Except for that one moment, where you’re asked to accept that our resourceful heroine is suddenly and arbitrarily a complete idiot.
Set in 1987 Romania, Mungiu’s film begins with college roommates Otilia (Anamaria Marinca) and Gabita (Laura Vasiliu) apparently preparing to take a trip. Their destination, however, isn’t some freewheeling spring break adventure—the film’s title, it gradually becomes evident, refers to a gestational accident that has befallen Gabita, and her friend is helping her to obtain an illegal abortion. Over the course of several anxious hours, Otilia sets up Gabita in a hotel room, meets with the abortionist (Vlad Ivanov) and otherwise navigates a day that is both terrible and typical in its mundane frustrations.
From the outset, Mungiu does a magnificent job of capturing the film’s time and place. It’s a world of long, dark industrial hallways, with a black-marketeer on every corner (or at least in every dormitory). Otilia attempts to track down a professor’s preferred brand of cigarettes as a bribe for missing a class, and deals with the short-tempered service people who seem to think speaking with her at all is doing her a favor. And, if you think dealing with government agencies in this country is a bureaucratic nightmare, contemplate the hoops Otilia has to jump through—a nonstop baton relay of keys and IDs at the reception desk—just to rent a hotel room.
The milieu is fascinating enough, but it’s the way Mungiu sets us up in that world that’s so gripping. You won’t find many more astonishing examples of a director in complete control of what his camera shows us, and when. In one scene set in the hotel room, Mungiu fixes the shot so that only Gabita’s legs below the waist are visible on the bed, her entire being reduced to the status of her abdomen. Later, Otilia walks the streets late at night desperately hoping to find a ride home; the positioning of the camera on an overpass walkway turns the simple act of a woman trying to catch a bus into a minute of pure tension. And, in the film’s most simply gripping segment, Otilia endures an obligatory visit to her boyfriend’s home for his mother’s birthday party, virtually frozen in place as conversation buzzes around her, her own mind fixed on Gabita waiting helplessly for her to return to the hotel. The simple ringing of a telephone during that seven-minute static shot becomes almost unbearable.

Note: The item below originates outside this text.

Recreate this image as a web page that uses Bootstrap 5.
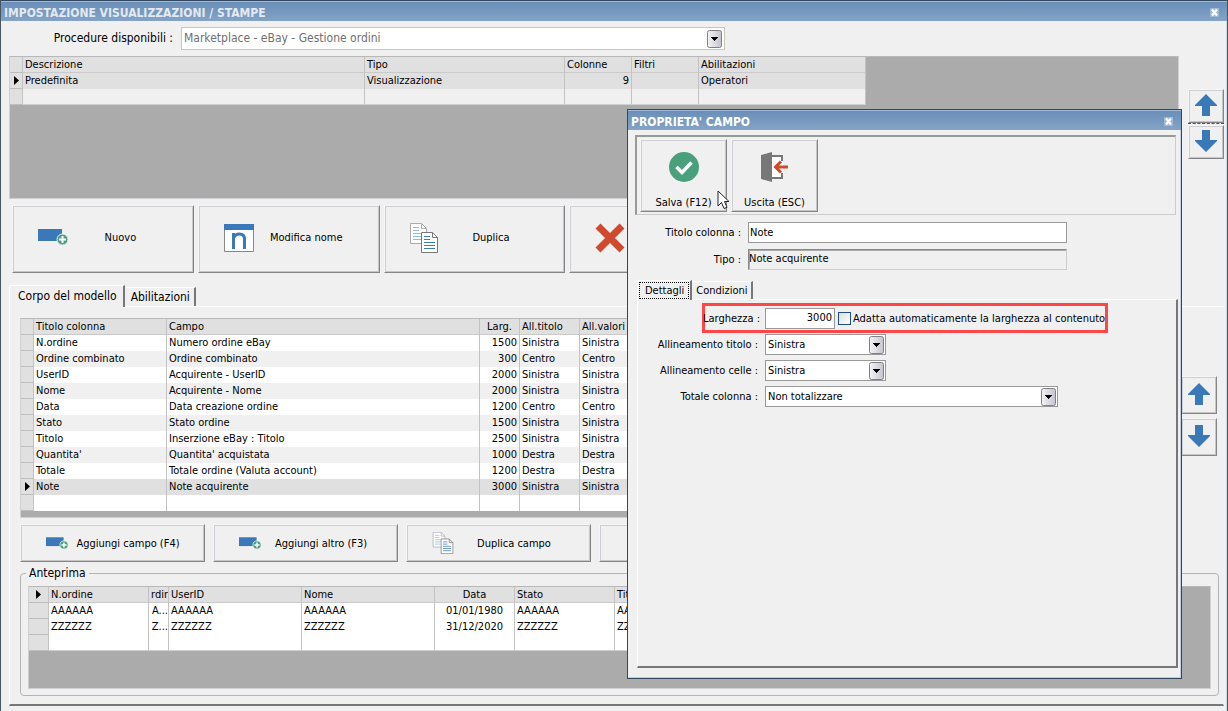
<!DOCTYPE html>
<html lang="it">
<head>
<meta charset="utf-8">
<meta name="viewport" content="width=device-width, initial-scale=1">
<title>Impostazione visualizzazioni / stampe</title>
<link href="https://cdn.jsdelivr.net/npm/bootstrap@5.3.0/dist/css/bootstrap.min.css" rel="stylesheet">
<style>
  :root { --face: #f0f0f0; --line: #c3c3c3; --well: #ababab; --head: #e0e0e0; }
  body { font: 11px/15px "DejaVu Sans Condensed", "Liberation Sans", sans-serif; color: #000; background: var(--face); }
  button, input, select { font: inherit; color: inherit; }
  .win { min-height: 100vh; border: 1px solid #4a5562; border-top-color: #33485e; box-shadow: inset -1px -1px #cfdae6; padding: 0 3px 7px 0; }
  .caption { height: 20px; margin-right: -3px; background: linear-gradient(#6a8fb8, #84a3c6); border-top: 1px solid #9dbbd8; color: #e4e9f0; font-weight: bold; font-size: 12px; line-height: 16px; padding: 2px 8px 0 3px; }
  .caption h1 { font: inherit; margin: 0; }
  .caption button { width: 9px; height: 9px; border: 0; padding: 0; background: #9fb8d3; display: flex; margin-bottom: 1px; }
  .big { font-size: 12px; }
  .picker { padding: 6px 0; }
  .picker label { width: 168px; }
  .combo { appearance: none; border: 1px solid #999; background: #fff url("data:image/svg+xml,%3Csvg xmlns='http://www.w3.org/2000/svg' width='15' height='18'%3E%3Cdefs%3E%3ClinearGradient id='g'%3E%3Cstop stop-color='%23f4f4f7'/%3E%3Cstop offset='1' stop-color='%23c4c4ce'/%3E%3C/linearGradient%3E%3C/defs%3E%3Crect x='.5' y='.5' width='14' height='17' rx='2' fill='url(%23g)' stroke='%23808085'/%3E%3Cpath d='M4 7h7v1h-1v1h-1v1h-1v1h-1v-1h-1v-1h-1v-1h-1z'/%3E%3C/svg%3E") no-repeat right 1px center; height: 21px; padding: 0 20px 0 2px; border-radius: 0; }
  .combo-main { width: 544px; height: 23px; color: #707070; border-color: #c8c8b8; background-position: right 2px center; padding-bottom: 1px; }
  .combo-short { width: 121px; }
  .combo-long { width: 293px; }
  .well { background: var(--well); border: 1px solid #d0d0d4; border-top-color: #b8b8b8; overflow: hidden; }
  .well-top { height: 143px; margin-right: 9px; }
  .well-body { padding-bottom: 6px; }
  .gridtab { table-layout: fixed; border-collapse: separate; border-spacing: 0; width: 0; }
  .gridtab th, .gridtab td { height: 16px; line-height: 16px; padding: 0 2px; font-weight: normal; border-right: 1px solid var(--line); background: #fff; white-space: nowrap; overflow: hidden; }
  .gridtab thead th { background: var(--head); border-bottom: 1px solid #cacaca; line-height: 15px; }
  .gridtab tbody tr:nth-child(even) td { background: var(--face); }
  .gridtab tr > :first-child { background: var(--head) !important; border-bottom: 1px solid #bdbdbd; padding: 0; }
  .gridtab tbody tr.current td { background: var(--head); }
  .gridtab tbody tr.plain td { background: var(--face); }
  .gridtab .selhere { background: #f2f2f2 !important; }
  .gridtab svg { display: block; margin: auto; }
  .gridtab .lastrow td { border-bottom: 1px solid #d0d0d0; }
  .prevtab tbody tr td { background: #fff !important; }
  .gridtab .tight { padding: 0; text-align: right; }
  .face { background: var(--face); border: 1px solid #f6f6f6; border-right-color: #858585; border-bottom-color: #858585; box-shadow: inset 1px 1px #cdcdd3, inset -1px -1px #c6c6c6; padding: 0; border-radius: 0; }
  .actions { padding-left: 3px; margin-top: 6px; gap: 4px; height: 68px; overflow: hidden; }
  .actions .face { flex: 0 0 15%; padding: 0 20px 3px 25px; }
  .rowbtns { gap: 8px; height: 38px; margin-top: 6px; overflow: hidden; }
  .rowbtns .face { flex: 0 0 185px; padding: 0 16px 0 25px; }
  .arrow { width: 36px; height: 34px; display: grid; place-items: center; }
  .arrow-tall { height: 38px; }
  .arrow svg { margin-bottom: 3px; }
  .echo { border-top: 1px dashed #33567c; height: 2px; }
  .side-top { padding-top: 33px; }
  .side-body { padding: 58px 2px 0 0; }
  .tabrow button { border: 0; border-top: 1px solid #fff; border-right: 2px solid #777; background: var(--face); padding: 0 4px 0 6px; height: 19px; border-radius: 2px 0 0 0; }
  .tabrow .active { border-left: 1px solid #fff; height: 22px; margin-bottom: -1px; position: relative; }
  .maintabs .active { padding: 0 6px 0 8px; }
  .sheet { border: 1px solid #fff; border-right-color: transparent; border-bottom: 2px solid #777; padding: 11px 4px 8px 10px; }
  .group { border: 1px solid #b4b4b4; border-radius: 4px; padding: 5px 7px 6px; margin: 4px 0 0; height: 130px; }
  .group legend { float: none; width: auto; font-size: 12px; line-height: 15px; padding: 0 3px; margin: 0 0 0 -2px; }
  .group .well { height: 103px; }
  .dialogbox { position: absolute; left: 626px; top: 108px; width: 555px; height: 570px; background: var(--face); border: 1px solid #33485e; box-shadow: inset -1px -1px #bfd0e2; }
  .dialogbox .caption { margin: 0; color: #fff; }
  .tools { margin: 5px 5px 0 7px; height: 80px; padding: 2px 3px; gap: 4px; border: 1px solid #ccc; border-top: 2px solid #999; border-left: 2px solid #999; }
  .tools .face { width: 87px; height: 73px; padding: 12px 0 1px; }
  .fields { margin-top: 7px; display: grid; grid-template-columns: 113px 319px; column-gap: 7px; row-gap: 6px; align-items: center; }
  .fields label, .detail label { text-align: right; }
  .txt { border: 1px solid #999; height: 21px; border-radius: 0; background: #fff; padding: 0 2px 1px 1px; flex-shrink: 0; }
  .txt-flat { background: var(--face); padding: 0 0 3px; border-color: #888 #ccc #ccc #888; box-shadow: inset 1px 1px #aaa; }
  .txt-num { width: 70px; text-align: right; }
  .dlgtabs { margin: 10px 0 0 9px; }
  .dlgtabs button { height: 18px; padding: 0 3px 0 4px; }
  .dlgtabs .active { height: 20px; padding: 1px; }
  .dlgtabs .active span { display: block; border: 1px dotted #000; padding: 0 4px 0 5px; height: 17px; }
  .dlgsheet { margin: 0 3px 10px 9px; border: 1px solid #fff; border-right: 2px solid #777; border-bottom: 2px solid #777; padding-top: 3px; }
  .marked { border: 3px solid #ff4747; width: 406px; height: 30px; margin-left: 64px; }
  .marked label { white-space: nowrap; }
  .marked .wlabel { width: 55px; display: flex; justify-content: flex-end; margin-right: 5px; }
  .marked input[type=checkbox] { appearance: none; flex-shrink: 0; width: 13px; height: 13px; border: 1px solid #1f4e80; background: linear-gradient(135deg, #dedede, #fff); margin: 0 2px 0 3px; }
  .detail { display: grid; grid-template-columns: 120px auto; column-gap: 7px; row-gap: 5px; align-items: center; justify-content: start; margin-top: 1px; }
  .pointer { position: absolute; left: 89px; top: 80px; }
</style>
</head>
<body>
<svg width="0" height="0" class="position-absolute" aria-hidden="true">
  <defs>
    <symbol id="i-x" viewBox="0 0 9 9"><path d="M2 1.500l5 6M7 1.500l-5 6" stroke="#fff" stroke-width="2.200"/></symbol>
    <symbol id="i-up" viewBox="0 0 22 22"><path d="M11 0L22 11V12H15V22H7V12H0V11z" fill="#3b78b8"/></symbol>
    <symbol id="i-down" viewBox="0 0 22 22"><path d="M11 22L22 11V10H15V0H7V10H0V11z" fill="#3b78b8"/></symbol>
    <symbol id="i-new" viewBox="0 0 30 17"><path d="M0 0h24v12H0z" fill="#3b78b8"/><circle cx="24.500" cy="10.500" r="5.500" fill="#4a9f7d" stroke="#f0f0f0"/><path d="M24.500 7v7M21 10.500h7" stroke="#fff" stroke-width="2"/></symbol>
    <symbol id="i-copy" viewBox="0 0 28 30"><g fill="#fff" stroke="#aaa"><path d="M.5.500h11l5 5v15H.5z"/><path d="M11.500.500v5h5" fill="none"/></g><path d="M3 4.500h6M3 7.500h6M3 10.500h11M3 13.500h8M3 16.500h8" stroke="#8bbbe3"/><g fill="#fff" stroke="#777"><path d="M11.500 9.500h11l5 5v15h-16z"/><path d="M22.500 9.500v5h5" fill="none"/></g><path d="M14 13.500h6M14 16.500h6M14 19.500h11M14 22.500h11M14 25.500h11" stroke="#3b78b8"/></symbol>
    <symbol id="i-row" viewBox="0 0 5 9"><path d="M0 0l5 4.500L0 9z"/></symbol>
  </defs>
</svg>

<div class="win d-flex flex-column position-relative">
  <header class="caption d-flex align-items-center justify-content-between">
    <h1>IMPOSTAZIONE VISUALIZZAZIONI / STAMPE</h1>
    <button aria-label="Chiudi"><svg width="9" height="9"><use href="#i-x"/></svg></button>
  </header>

  <main class="d-flex flex-column flex-grow-1 ps-2">
    <div class="picker d-flex align-items-center big">
      <label for="proc" class="text-end pe-1">Procedure disponibili :</label>
      <select id="proc" class="combo combo-main ms-1"><option>Marketplace - eBay - Gestione ordini</option></select>
    </div>

    <div class="d-flex">
      <div class="well well-top flex-grow-1">
        <table class="gridtab">
          <colgroup><col style="width:13px"><col style="width:342px"><col style="width:200px"><col style="width:67px"><col style="width:67px"><col style="width:167px"></colgroup>
          <thead><tr><th></th><th>Descrizione</th><th>Tipo</th><th>Colonne</th><th>Filtri</th><th>Abilitazioni</th></tr></thead>
          <tbody>
            <tr class="current"><th><svg width="5" height="9"><use href="#i-row"/></svg></th><td>Predefinita</td><td>Visualizzazione</td><td class="text-end">9</td><td></td><td>Operatori</td></tr>
            <tr class="plain lastrow"><th></th><td></td><td></td><td></td><td></td><td></td></tr>
          </tbody>
        </table>
      </div>
      <div class="side-top">
        <button class="face arrow" aria-label="Sposta su"><svg width="22" height="22"><use href="#i-up"/></svg></button>
        <div class="echo"></div>
        <button class="face arrow" aria-label="Sposta giù"><svg width="22" height="22"><use href="#i-down"/></svg></button>
      </div>
    </div>

    <div class="actions d-flex">
      <button class="face d-flex align-items-center"><svg width="30" height="17"><use href="#i-new"/></svg><span class="flex-grow-1">Nuovo</span></button>
      <button class="face d-flex align-items-center"><svg width="30" height="28"><path d="M.5.500h29v27H.5z" fill="#fff" stroke="#888"/><path d="M0 0h30v6H0z" fill="#3b78b8"/><path d="M9.500 25V9M9.500 14Q11 10 15.500 10Q20.500 10 20.500 15V25" fill="none" stroke="#3b78b8" stroke-width="3"/></svg><span class="flex-grow-1">Modifica nome</span></button>
      <button class="face d-flex align-items-center"><svg width="28" height="30"><use href="#i-copy"/></svg><span class="flex-grow-1">Duplica</span></button>
      <button class="face d-flex align-items-center" aria-label="Elimina"><svg width="30" height="30"><path d="M3 3l24 24M27 3L3 27" stroke="#d04a30" stroke-width="7"/></svg></button>
    </div>

    <div class="tabrow maintabs d-flex align-items-end mt-2 pt-1 big">
      <button class="active">Corpo del modello</button>
      <button>Abilitazioni</button>
    </div>
    <section class="sheet flex-grow-1">
      <div class="d-flex">
        <div class="well well-body flex-grow-1">
          <table class="gridtab">
            <colgroup><col style="width:13px"><col style="width:133px"><col style="width:313px"><col style="width:40px"><col style="width:60px"><col style="width:60px"></colgroup>
            <thead><tr><th></th><th>Titolo colonna</th><th>Campo</th><th class="text-center">Larg.</th><th>All.titolo</th><th>All.valori</th></tr></thead>
            <tbody>
              <tr><th></th><td>N.ordine</td><td>Numero ordine eBay</td><td class="text-end">1500</td><td>Sinistra</td><td>Sinistra</td></tr>
              <tr><th></th><td>Ordine combinato</td><td>Ordine combinato</td><td class="text-end">300</td><td>Centro</td><td>Centro</td></tr>
              <tr><th></th><td>UserID</td><td>Acquirente - UserID</td><td class="text-end">2000</td><td>Sinistra</td><td>Sinistra</td></tr>
              <tr><th></th><td>Nome</td><td>Acquirente - Nome</td><td class="text-end">2000</td><td>Sinistra</td><td>Sinistra</td></tr>
              <tr><th></th><td>Data</td><td>Data creazione ordine</td><td class="text-end">1200</td><td>Centro</td><td>Centro</td></tr>
              <tr><th></th><td>Stato</td><td>Stato ordine</td><td class="text-end">1500</td><td>Sinistra</td><td>Sinistra</td></tr>
              <tr><th></th><td>Titolo</td><td>Inserzione eBay : Titolo</td><td class="text-end">2500</td><td>Sinistra</td><td>Sinistra</td></tr>
              <tr><th></th><td>Quantita'</td><td>Quantita' acquistata</td><td class="text-end">1000</td><td>Destra</td><td>Destra</td></tr>
              <tr><th></th><td>Totale</td><td>Totale ordine (Valuta account)</td><td class="text-end">1200</td><td>Destra</td><td>Destra</td></tr>
              <tr class="current"><th><svg width="5" height="9"><use href="#i-row"/></svg></th><td>Note</td><td>Note acquirente</td><td class="text-end">3000</td><td>Sinistra</td><td>Sinistra</td></tr>
              <tr><th></th><td></td><td></td><td></td><td></td><td></td></tr>
            </tbody>
          </table>
        </div>
        <div class="side-body d-flex flex-column gap-1">
          <button class="face arrow arrow-tall" aria-label="Sposta campo su"><svg width="22" height="22"><use href="#i-up"/></svg></button>
          <button class="face arrow arrow-tall" aria-label="Sposta campo giù"><svg width="22" height="22"><use href="#i-down"/></svg></button>
        </div>
      </div>
      <div class="rowbtns d-flex">
        <button class="face d-flex align-items-center"><svg width="22" height="13"><use href="#i-new"/></svg><span class="flex-grow-1">Aggiungi campo (F4)</span></button>
        <button class="face d-flex align-items-center"><svg width="22" height="13"><use href="#i-new"/></svg><span class="flex-grow-1">Aggiungi altro (F3)</span></button>
        <button class="face d-flex align-items-center"><svg width="22" height="22"><use href="#i-copy"/></svg><span class="flex-grow-1">Duplica campo</span></button>
        <button class="face" aria-label="Elimina campo"></button>
      </div>
      <fieldset class="group">
        <legend>Anteprima</legend>
        <div class="well">
          <table class="gridtab prevtab">
            <colgroup><col style="width:20px"><col style="width:100px"><col style="width:20px"><col style="width:133px"><col style="width:133px"><col style="width:80px"><col style="width:100px"><col style="width:133px"></colgroup>
            <thead><tr><th class="selhere"><svg width="5" height="9"><use href="#i-row"/></svg></th><th>N.ordine</th><th class="tight">rdir</th><th>UserID</th><th>Nome</th><th class="text-center">Data</th><th>Stato</th><th>Titolo</th></tr></thead>
            <tbody>
              <tr><th></th><td>AAAAAA</td><td class="tight">A...</td><td>AAAAAA</td><td>AAAAAA</td><td class="text-center">01/01/1980</td><td>AAAAAA</td><td>AAAAAA</td></tr>
              <tr><th></th><td>ZZZZZZ</td><td class="tight">Z...</td><td>ZZZZZZ</td><td>ZZZZZZ</td><td class="text-center">31/12/2020</td><td>ZZZZZZ</td><td>ZZZZZZ</td></tr>
              <tr class="lastrow"><th></th><td></td><td></td><td></td><td></td><td></td><td></td><td></td></tr>
            </tbody>
          </table>
        </div>
      </fieldset>
    </section>
  </main>

  <div class="dialogbox d-flex flex-column" role="dialog" aria-labelledby="dlgtitle">
    <div class="caption d-flex align-items-center justify-content-between">
      <h1 id="dlgtitle">PROPRIETA' CAMPO</h1>
      <button aria-label="Chiudi"><svg width="9" height="9"><use href="#i-x"/></svg></button>
    </div>
    <div class="tools d-flex">
      <button class="face d-flex flex-column align-items-center justify-content-between"><svg width="30" height="30"><circle cx="15" cy="15" r="15" fill="#4a9f7d"/><path d="M7.500 15l5.500 5.500 9.500-10" fill="none" stroke="#fff" stroke-width="3.500"/></svg>Salva (F12)</button>
      <button class="face d-flex flex-column align-items-center justify-content-between"><svg width="28" height="30"><path d="M11 4h11v22H11z" fill="#fff"/><path d="M11 4h10v5M21 21v5H11" fill="none" stroke="#777" stroke-width="2"/><path d="M0 3L11 0v30L0 27z" fill="#777"/><path d="M27 15H15M20 9.500L14.500 15l5.500 5.500" fill="none" stroke="#d04a30" stroke-width="3"/></svg>Uscita (ESC)</button>
    </div>
    <div class="fields">
      <label for="titolo">Titolo colonna :</label><input id="titolo" class="txt" value="Note">
      <label for="tipo">Tipo :</label><input id="tipo" class="txt txt-flat" value="Note acquirente" readonly>
    </div>
    <div class="tabrow dlgtabs d-flex align-items-end">
      <button class="active"><span>Dettagli</span></button>
      <button>Condizioni</button>
    </div>
    <section class="dlgsheet flex-grow-1">
      <div class="marked d-flex align-items-center">
        <label for="larg" class="wlabel">Larghezza :</label>
        <input id="larg" class="txt txt-num" value="3000">
        <input type="checkbox" id="auto"><label for="auto">Adatta automaticamente la larghezza al contenuto</label>
      </div>
      <div class="detail">
        <label for="at">Allineamento titolo :</label><select id="at" class="combo combo-short"><option>Sinistra</option></select>
        <label for="ac">Allineamento celle :</label><select id="ac" class="combo combo-short"><option>Sinistra</option></select>
        <label for="tc">Totale colonna :</label><select id="tc" class="combo combo-long"><option>Non totalizzare</option></select>
      </div>
    </section>
    <svg class="pointer" width="13" height="20" aria-hidden="true"><path d="M1 1v15l3.500-3.500L7 18.500l3-1.200L7.500 11.500H12z" fill="#fff" stroke="#223"/></svg>
  </div>
</div>
<script src="https://cdn.jsdelivr.net/npm/bootstrap@5.3.0/dist/js/bootstrap.bundle.min.js"></script>
</body>
</html>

Yes, in nearly every possible way, Mungiu appears in command of the film—except for that one ridiculous dramatic choice. We venture perilously close to spoiler territory here, addressing an interaction between the abortionist and the two women that grows increasingly horrifying only as the specifics of the transaction take shape. But the upshot of the buildup involves Otilia making a sacrifice on Gabita’s behalf—and if everything we know about Otilia makes any sense, there’s no way she does what she does for the reasons provided. Mungiu appears determined to make his protagonists’ already-wretched situation somehow more wretched—and in so doing, ends up violating his characters himself.
Had 4 Months, 3 Weeks and 2 Days not established itself so masterfully up to that point, and created such an engrossing story thereafter, this moment could have been a deal-breaker. Mungiu clearly wants to present the film’s era as a particular hardship for women, and suggests an extraordinary level of sisterhood required to deal with it. But there’s a line between “extraordinary” and “absurd,” and Mungiu crosses it. For just a few misguided minutes, he doesn’t appear to trust in the power of his simpler artistic decisions. The other 110 minutes show exactly why he should have.